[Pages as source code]
::::
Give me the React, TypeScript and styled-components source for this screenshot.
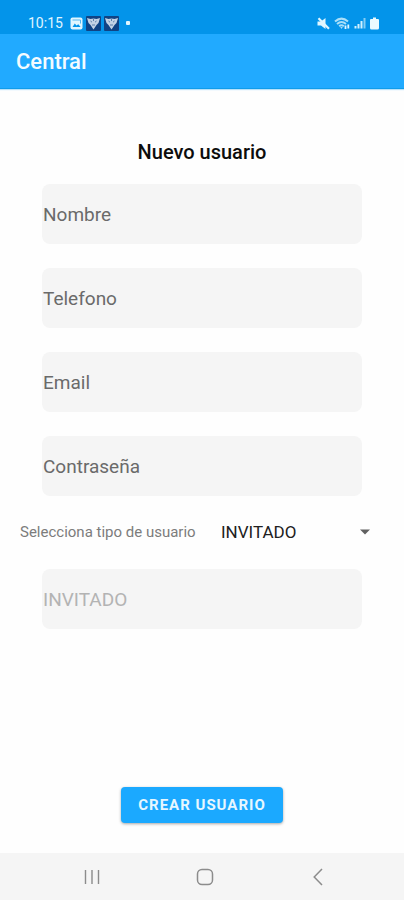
import React, { useState } from "react";
import styled, { createGlobalStyle } from "styled-components";

const GlobalStyle = createGlobalStyle`
  *, *::before, *::after { box-sizing: border-box; }
  body { margin: 0; background: #ffffff; font-family: Roboto, sans-serif; }
`;

const Screen = styled.div`
  display: flex;
  flex-direction: column;
  min-height: 100vh;
  background: #fefefe;
`;

const StatusBar = styled.div`
  display: flex;
  align-items: center;
  justify-content: space-between;
  height: 34px;
  padding: 12px 25px 0 28px;
  background: #0394ea;
  color: #e0f6ff;
`;

const StatusGroup = styled.div<{ $gap: number }>`
  display: flex;
  align-items: center;
  gap: ${(p) => p.$gap}px;
`;

const Clock = styled.time`
  font-size: 14px;
  line-height: 20px;
`;

const AppBar = styled.header`
  display: flex;
  align-items: center;
  height: 55px;
  padding: 2px 16px 0;
  background: #21aaff;
  border-bottom: 1px solid #109cea;
  box-shadow: 0 1px 1px #b5e2fb;
`;

const AppTitle = styled.h1`
  margin: 0;
  color: #f4fbff;
  font-size: 22px;
  line-height: 28px;
  font-weight: 500;
`;

const Form = styled.form`
  display: flex;
  flex: 1;
  flex-direction: column;
  align-items: center;
  padding: 51px 0 30px;
`;

const FormTitle = styled.h2`
  margin: 0 0 20px;
  color: #0c0c0c;
  font-size: 20px;
  line-height: 24px;
  font-weight: 500;
`;

const FieldStack = styled.div`
  display: flex;
  flex-direction: column;
  gap: 24px;
  width: 100%;
  padding: 0 42px;
`;

const Field = styled.input`
  width: 100%;
  height: 60px;
  padding: 0 0 0 1px;
  border: 0;
  border-radius: 8px;
  background: #f5f5f5;
  color: #333333;
  font-family: inherit;
  font-size: 19px;

  &::placeholder { color: #6a6a6a; opacity: 1; }
  &:disabled { color: #b3b3b3; }
`;

const TypeRow = styled.div`
  display: flex;
  align-items: center;
  width: 100%;
  height: 73px;
  padding: 0 34px 2px 20px;
`;

const TypeLabel = styled.label`
  flex: none;
  width: 201px;
  color: #7c7c7c;
  font-size: 15px;
  line-height: 20px;
  white-space: nowrap;
`;

const SelectBox = styled.div`
  display: flex;
  flex: 1;
  align-items: center;
  min-width: 0;

  svg { flex: none; margin-left: -12px; pointer-events: none; }
`;

const Select = styled.select`
  flex: 1;
  min-width: 0;
  height: 28px;
  padding: 0 12px 0 0;
  border: 0;
  appearance: none;
  background: transparent;
  color: #202020;
  font-family: inherit;
  font-size: 17px;
`;

const SubmitButton = styled.button`
  height: 36px;
  margin-top: auto;
  padding: 0 17px;
  border: 0;
  border-radius: 4px;
  background: #1ba9ff;
  box-shadow: 0 1px 3px rgba(0, 0, 0, 0.35);
  color: #e6f7ff;
  font-family: inherit;
  font-size: 15px;
  font-weight: 700;
  letter-spacing: 1px;
`;

const NavBar = styled.nav`
  display: grid;
  grid-template-columns: repeat(3, 1fr);
  height: 47px;
  padding: 0 30px 0 35px;
  background: #f5f5f5;
`;

const NavButton = styled.button`
  display: grid;
  place-items: center;
  padding: 0;
  border: 0;
  background: transparent;
  color: #8c8c8c;
`;

const PictureIcon = () => (
  <svg width="13" height="13" viewBox="0 0 13 13" aria-hidden="true">
    <rect x="0.5" y="0.5" width="12" height="12" rx="2" fill="#e0f6ff" />
    <path d="M2.5 10 4.8 6.5 6.5 8.5 8.3 7.2 10.6 10Z" fill="#0394ea" />
    <path d="M2.5 3H10.5V6.5" fill="none" stroke="#57b7f0" />
  </svg>
);

const ShieldIcon = () => (
  <svg width="15" height="15" viewBox="0 0 15 15" aria-hidden="true">
    <rect width="15" height="15" rx="1" fill="#104384" />
    <path d="M1 2 4.5 3 7.5 2.5 10.5 3 14 2 12.5 7 10.5 9 7.5 13.5 4.5 9 2.5 7Z" fill="#c3d2e5" />
    <path d="M4.5 5 6 6.2M10.5 5 9 6.2M6 9H9M7.5 3V5" stroke="#5a7fa9" />
  </svg>
);

const DotIcon = () => (
  <svg width="4" height="4" viewBox="0 0 4 4" aria-hidden="true">
    <rect width="4" height="4" rx="1" fill="#e0f6ff" />
  </svg>
);

const MutedIcon = () => (
  <svg width="13" height="13" viewBox="0 0 13 13" aria-hidden="true">
    <path d="M0.5 4.5H4L8.5 1V12L4 8.5H0.5Z" fill="#e0f6ff" />
    <path d="M1.5 1.2 12 11.7" stroke="#e0f6ff" strokeWidth="2.2" />
  </svg>
);

const WifiIcon = () => (
  <svg width="16" height="13" viewBox="0 0 16 13" fill="none" aria-hidden="true">
    <path d="M1 4.5Q7.5-1.2 14 4.5M3 7Q7.5 3 12 7M5.2 9.3Q7.5 7.3 9.8 9.3" stroke="#a9dff9" strokeWidth="2" />
    <path d="M6.2 10.2H8.8L7.5 11.8Z" fill="#e0f6ff" />
    <path d="M11.5 8.5V12M14.3 7.5V11.5" stroke="#e0f6ff" strokeWidth="1.8" />
  </svg>
);

const SignalIcon = () => (
  <svg width="12" height="12" viewBox="0 0 12 12" aria-hidden="true">
    <path d="M1.5 9V11.5M4.5 7V11.5M7.5 4V11.5" stroke="#d2f1ff" strokeWidth="2" />
    <path d="M10.5 1V11.5" stroke="#83cdf5" strokeWidth="2" />
  </svg>
);

const BatteryIcon = () => (
  <svg width="9" height="13" viewBox="0 0 9 13" aria-hidden="true">
    <path d="M3 0.5H6V2H8Q9 2 9 3V11Q9 12.5 7.5 12.5H1.5Q0 12.5 0 11V3Q0 2 1 2H3Z" fill="#eafaff" />
  </svg>
);

const CaretIcon = () => (
  <svg width="10" height="6" viewBox="0 0 10 6" aria-hidden="true">
    <path d="M0 0.5H10L5 5.5Z" fill="#616161" />
  </svg>
);

const RecentsIcon = () => (
  <svg width="16" height="16" viewBox="0 0 16 16" stroke="currentColor" strokeWidth="1.4" aria-hidden="true">
    <path d="M1.5 1V15M8 1V15M14.5 1V15" />
  </svg>
);

const HomeIcon = () => (
  <svg width="18" height="18" viewBox="0 0 18 18" fill="none" stroke="currentColor" strokeWidth="1.5" aria-hidden="true">
    <rect x="1.5" y="1.5" width="15" height="15" rx="4.5" />
  </svg>
);

const BackIcon = () => (
  <svg width="10" height="18" viewBox="0 0 10 18" fill="none" stroke="currentColor" strokeWidth="1.5" aria-hidden="true">
    <path d="M9 1 1.2 9 9 17" />
  </svg>
);

const fields = [
  { label: "Nombre", type: "text" },
  { label: "Telefono", type: "tel" },
  { label: "Email", type: "email" },
  { label: "Contraseña", type: "password" },
];

export default function App() {
  const [userType, setUserType] = useState("INVITADO");

  return (
    <Screen>
      <GlobalStyle />
      <StatusBar>
        <StatusGroup $gap={7}>
          <Clock>10:15</Clock>
          <StatusGroup $gap={3}>
            <PictureIcon />
            <ShieldIcon />
            <ShieldIcon />
          </StatusGroup>
          <DotIcon />
        </StatusGroup>
        <StatusGroup $gap={4}>
          <MutedIcon />
          <WifiIcon />
          <SignalIcon />
          <BatteryIcon />
        </StatusGroup>
      </StatusBar>
      <AppBar>
        <AppTitle>Central</AppTitle>
      </AppBar>
      <Form onSubmit={(event: React.FormEvent) => event.preventDefault()}>
        <FormTitle>Nuevo usuario</FormTitle>
        <FieldStack>
          {fields.map((field) => (
            <Field key={field.label} type={field.type} placeholder={field.label} aria-label={field.label} />
          ))}
        </FieldStack>
        <TypeRow>
          <TypeLabel htmlFor="user-type">Selecciona tipo de usuario</TypeLabel>
          <SelectBox>
            <Select id="user-type" value={userType} onChange={(event) => setUserType(event.target.value)}>
              <option>INVITADO</option>
            </Select>
            <CaretIcon />
          </SelectBox>
        </TypeRow>
        <FieldStack>
          <Field type="text" value={userType} aria-label="Tipo de usuario" disabled readOnly />
        </FieldStack>
        <SubmitButton type="submit">CREAR USUARIO</SubmitButton>
      </Form>
      <NavBar>
        <NavButton type="button" aria-label="Recientes"><RecentsIcon /></NavButton>
        <NavButton type="button" aria-label="Inicio"><HomeIcon /></NavButton>
        <NavButton type="button" aria-label="Atrás"><BackIcon /></NavButton>
      </NavBar>
    </Screen>
  );
}
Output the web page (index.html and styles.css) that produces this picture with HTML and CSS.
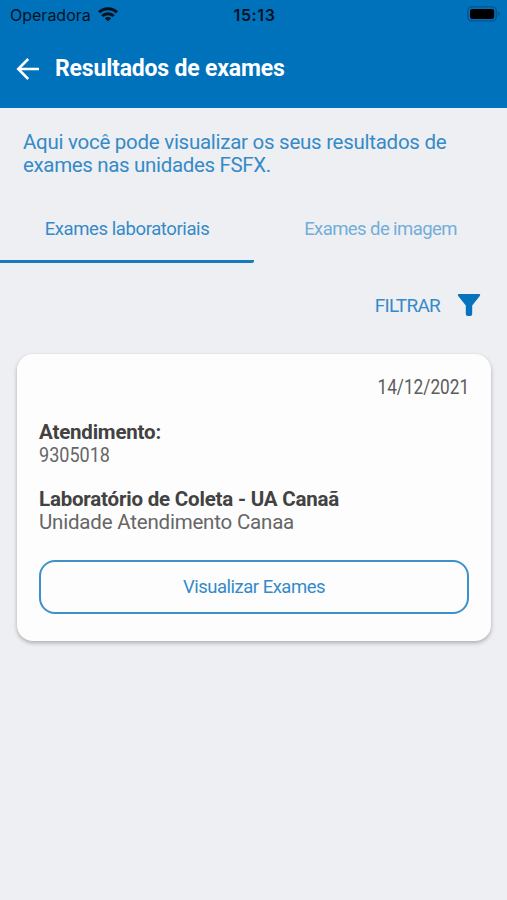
::::
Return the number of lines that include the word "React", and nothing else.

- [Written reply]
3